### [Supplied entries]
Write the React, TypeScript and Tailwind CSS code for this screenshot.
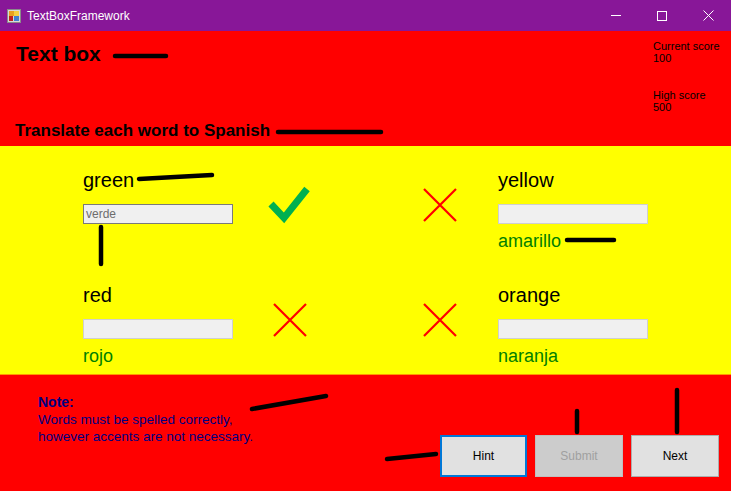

==

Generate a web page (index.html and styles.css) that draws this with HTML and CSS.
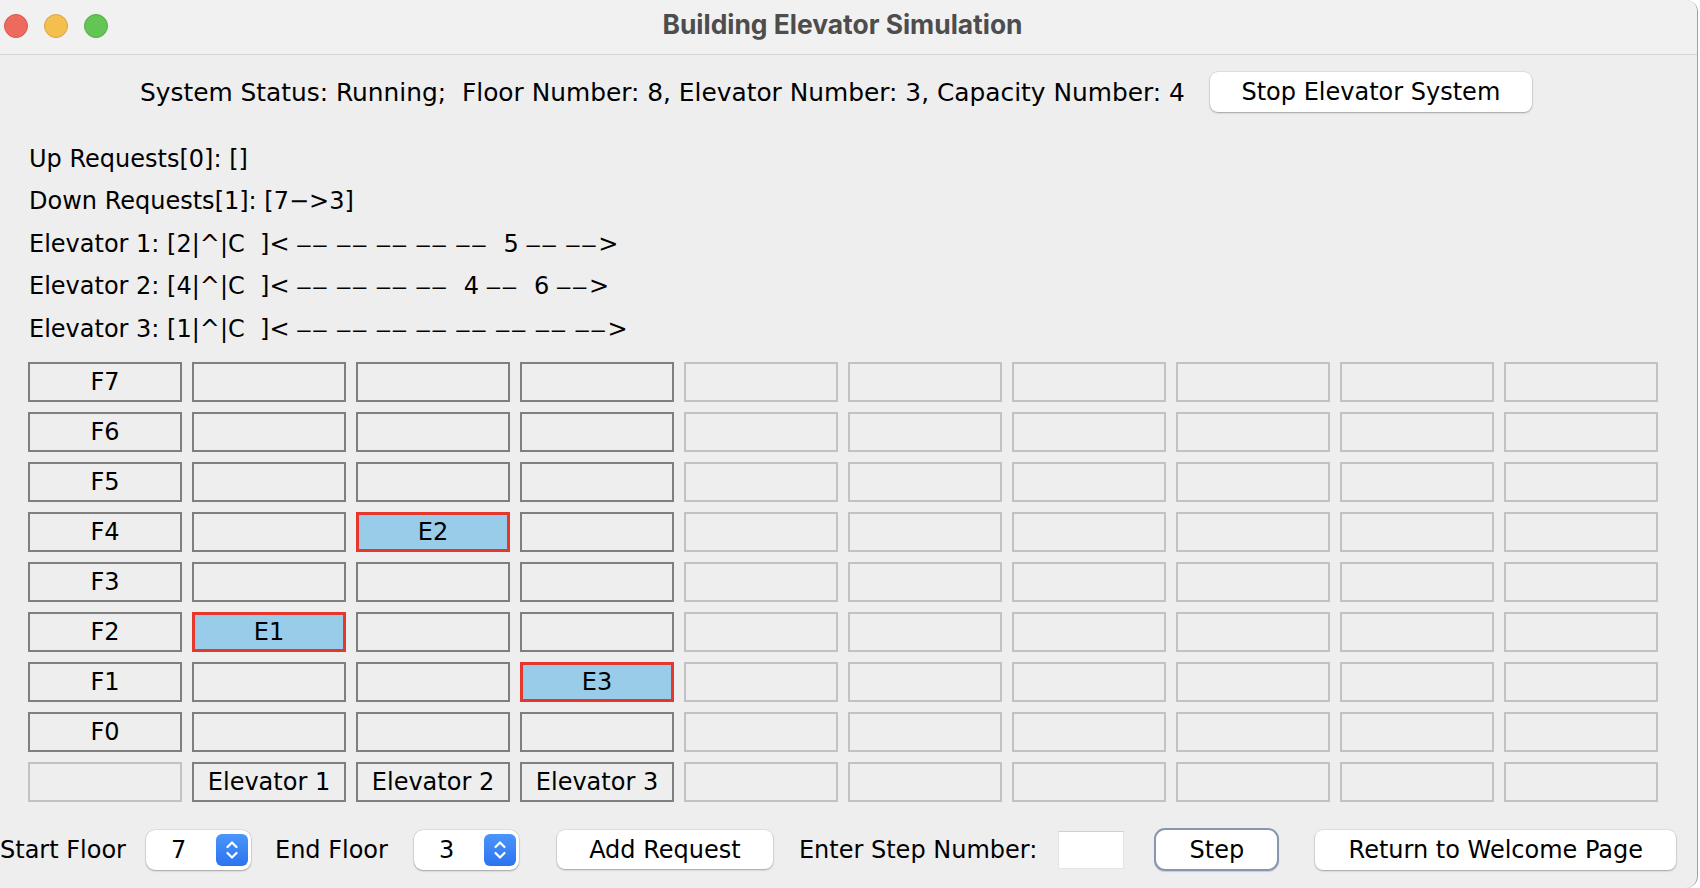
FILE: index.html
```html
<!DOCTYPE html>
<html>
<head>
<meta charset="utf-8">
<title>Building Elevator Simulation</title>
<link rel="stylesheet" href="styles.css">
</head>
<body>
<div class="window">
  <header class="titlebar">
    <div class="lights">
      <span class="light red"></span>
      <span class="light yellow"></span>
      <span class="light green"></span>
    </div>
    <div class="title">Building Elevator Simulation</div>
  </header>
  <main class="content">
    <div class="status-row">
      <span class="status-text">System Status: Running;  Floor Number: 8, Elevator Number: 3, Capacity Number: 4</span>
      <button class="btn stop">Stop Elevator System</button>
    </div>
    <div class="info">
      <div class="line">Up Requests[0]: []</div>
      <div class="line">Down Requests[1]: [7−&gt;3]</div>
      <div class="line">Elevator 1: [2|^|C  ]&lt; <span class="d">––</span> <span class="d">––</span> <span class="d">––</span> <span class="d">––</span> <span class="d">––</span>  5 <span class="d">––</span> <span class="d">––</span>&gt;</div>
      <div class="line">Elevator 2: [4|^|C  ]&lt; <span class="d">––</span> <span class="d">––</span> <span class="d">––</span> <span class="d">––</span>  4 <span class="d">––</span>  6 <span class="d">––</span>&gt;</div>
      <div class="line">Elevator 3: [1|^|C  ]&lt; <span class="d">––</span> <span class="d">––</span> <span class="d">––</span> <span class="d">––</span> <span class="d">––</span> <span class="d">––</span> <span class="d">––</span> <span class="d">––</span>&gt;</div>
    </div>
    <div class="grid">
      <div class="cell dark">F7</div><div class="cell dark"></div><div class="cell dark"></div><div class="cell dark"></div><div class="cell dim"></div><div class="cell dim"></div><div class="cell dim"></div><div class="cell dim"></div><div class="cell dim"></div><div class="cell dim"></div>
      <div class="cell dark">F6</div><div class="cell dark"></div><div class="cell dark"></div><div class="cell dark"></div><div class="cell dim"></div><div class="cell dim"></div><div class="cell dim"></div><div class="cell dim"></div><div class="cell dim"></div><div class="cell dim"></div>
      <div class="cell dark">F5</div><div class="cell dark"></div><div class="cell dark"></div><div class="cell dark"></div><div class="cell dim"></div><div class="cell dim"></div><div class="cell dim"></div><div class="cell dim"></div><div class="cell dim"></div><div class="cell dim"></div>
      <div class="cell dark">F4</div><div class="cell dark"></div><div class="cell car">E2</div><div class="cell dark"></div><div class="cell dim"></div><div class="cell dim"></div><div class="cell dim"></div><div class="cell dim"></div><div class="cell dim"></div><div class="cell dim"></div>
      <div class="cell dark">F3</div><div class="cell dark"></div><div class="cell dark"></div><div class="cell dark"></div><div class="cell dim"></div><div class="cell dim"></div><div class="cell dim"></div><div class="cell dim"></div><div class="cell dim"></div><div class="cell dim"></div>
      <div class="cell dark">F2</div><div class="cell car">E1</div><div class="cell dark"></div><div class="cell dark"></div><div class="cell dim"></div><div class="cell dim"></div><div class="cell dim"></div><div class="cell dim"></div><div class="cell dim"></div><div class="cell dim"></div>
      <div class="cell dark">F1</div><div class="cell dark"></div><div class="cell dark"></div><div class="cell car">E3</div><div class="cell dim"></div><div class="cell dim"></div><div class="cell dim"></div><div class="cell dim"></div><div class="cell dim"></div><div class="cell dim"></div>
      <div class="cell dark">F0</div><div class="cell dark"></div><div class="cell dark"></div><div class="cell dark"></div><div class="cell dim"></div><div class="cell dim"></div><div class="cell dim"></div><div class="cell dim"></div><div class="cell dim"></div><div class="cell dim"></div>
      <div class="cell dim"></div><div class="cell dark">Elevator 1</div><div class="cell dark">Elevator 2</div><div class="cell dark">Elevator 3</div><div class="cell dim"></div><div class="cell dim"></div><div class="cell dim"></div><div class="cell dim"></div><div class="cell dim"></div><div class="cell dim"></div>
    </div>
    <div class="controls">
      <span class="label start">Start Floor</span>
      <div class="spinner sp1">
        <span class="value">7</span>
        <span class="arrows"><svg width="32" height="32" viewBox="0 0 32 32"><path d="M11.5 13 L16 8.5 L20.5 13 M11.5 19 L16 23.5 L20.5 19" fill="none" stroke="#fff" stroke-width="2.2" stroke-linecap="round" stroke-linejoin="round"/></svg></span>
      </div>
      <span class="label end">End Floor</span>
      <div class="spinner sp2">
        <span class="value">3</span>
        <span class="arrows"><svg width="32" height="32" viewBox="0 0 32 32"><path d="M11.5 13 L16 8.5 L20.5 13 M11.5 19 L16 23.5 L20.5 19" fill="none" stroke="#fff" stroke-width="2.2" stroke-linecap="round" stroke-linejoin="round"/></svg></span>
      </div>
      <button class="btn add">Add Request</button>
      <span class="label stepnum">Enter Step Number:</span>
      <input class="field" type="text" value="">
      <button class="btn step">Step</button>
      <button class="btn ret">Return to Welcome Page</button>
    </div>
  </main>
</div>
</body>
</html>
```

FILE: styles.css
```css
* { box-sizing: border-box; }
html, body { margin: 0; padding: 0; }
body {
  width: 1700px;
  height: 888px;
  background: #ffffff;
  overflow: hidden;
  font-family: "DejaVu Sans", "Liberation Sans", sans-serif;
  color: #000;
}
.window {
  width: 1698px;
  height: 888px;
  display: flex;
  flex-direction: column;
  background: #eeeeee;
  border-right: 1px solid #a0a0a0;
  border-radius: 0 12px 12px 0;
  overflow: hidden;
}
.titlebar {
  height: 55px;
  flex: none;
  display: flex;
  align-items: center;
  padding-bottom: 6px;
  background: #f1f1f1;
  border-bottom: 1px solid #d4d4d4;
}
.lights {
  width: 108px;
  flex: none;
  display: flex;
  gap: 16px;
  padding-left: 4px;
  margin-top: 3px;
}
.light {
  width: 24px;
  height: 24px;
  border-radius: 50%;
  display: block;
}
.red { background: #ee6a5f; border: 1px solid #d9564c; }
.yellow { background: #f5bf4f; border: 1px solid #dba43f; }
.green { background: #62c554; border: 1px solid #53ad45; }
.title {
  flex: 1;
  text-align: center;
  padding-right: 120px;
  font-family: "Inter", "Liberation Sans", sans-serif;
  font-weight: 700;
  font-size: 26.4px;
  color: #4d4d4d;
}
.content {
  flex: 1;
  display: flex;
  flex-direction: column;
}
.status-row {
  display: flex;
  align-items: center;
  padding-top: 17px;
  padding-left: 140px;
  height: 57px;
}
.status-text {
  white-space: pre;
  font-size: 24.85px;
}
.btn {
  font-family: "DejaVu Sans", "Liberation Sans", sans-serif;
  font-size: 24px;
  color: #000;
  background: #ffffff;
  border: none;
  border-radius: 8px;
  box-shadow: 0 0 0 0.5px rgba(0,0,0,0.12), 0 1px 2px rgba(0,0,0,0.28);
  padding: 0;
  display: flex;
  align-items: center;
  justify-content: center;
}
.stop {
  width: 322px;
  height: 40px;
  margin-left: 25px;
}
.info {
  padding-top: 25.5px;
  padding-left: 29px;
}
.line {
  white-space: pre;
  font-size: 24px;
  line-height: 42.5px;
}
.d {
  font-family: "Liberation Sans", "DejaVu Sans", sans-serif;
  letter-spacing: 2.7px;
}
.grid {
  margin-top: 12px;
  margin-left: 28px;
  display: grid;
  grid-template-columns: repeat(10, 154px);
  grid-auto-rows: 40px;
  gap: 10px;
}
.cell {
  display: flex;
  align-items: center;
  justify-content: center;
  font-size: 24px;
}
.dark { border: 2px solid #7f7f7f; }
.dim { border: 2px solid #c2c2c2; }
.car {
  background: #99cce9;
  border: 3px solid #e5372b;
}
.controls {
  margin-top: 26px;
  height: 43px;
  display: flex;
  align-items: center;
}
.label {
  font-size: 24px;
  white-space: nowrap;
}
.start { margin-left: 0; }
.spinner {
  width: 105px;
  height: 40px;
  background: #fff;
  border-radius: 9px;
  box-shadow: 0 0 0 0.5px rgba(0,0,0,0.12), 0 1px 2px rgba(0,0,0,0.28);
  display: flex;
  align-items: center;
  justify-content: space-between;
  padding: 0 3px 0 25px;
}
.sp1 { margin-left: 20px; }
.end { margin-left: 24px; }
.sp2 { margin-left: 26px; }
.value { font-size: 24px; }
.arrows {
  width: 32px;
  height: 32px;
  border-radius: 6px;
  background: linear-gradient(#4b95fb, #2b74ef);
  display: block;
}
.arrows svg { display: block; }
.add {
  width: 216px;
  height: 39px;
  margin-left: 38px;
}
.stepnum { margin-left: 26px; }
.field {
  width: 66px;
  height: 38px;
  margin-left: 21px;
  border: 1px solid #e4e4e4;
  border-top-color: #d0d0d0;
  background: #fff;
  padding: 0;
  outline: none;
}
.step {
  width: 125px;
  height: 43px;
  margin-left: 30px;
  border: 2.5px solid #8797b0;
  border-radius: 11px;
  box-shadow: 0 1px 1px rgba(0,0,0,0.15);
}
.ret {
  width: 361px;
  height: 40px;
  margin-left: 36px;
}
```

### [Stated task]
Show each line holding the word "this".

### [Exercise result]
Write the React, TypeScript and Tailwind CSS code for this screenshot.
Generate a web page (index.html and styles.css) that draws this with HTML and CSS.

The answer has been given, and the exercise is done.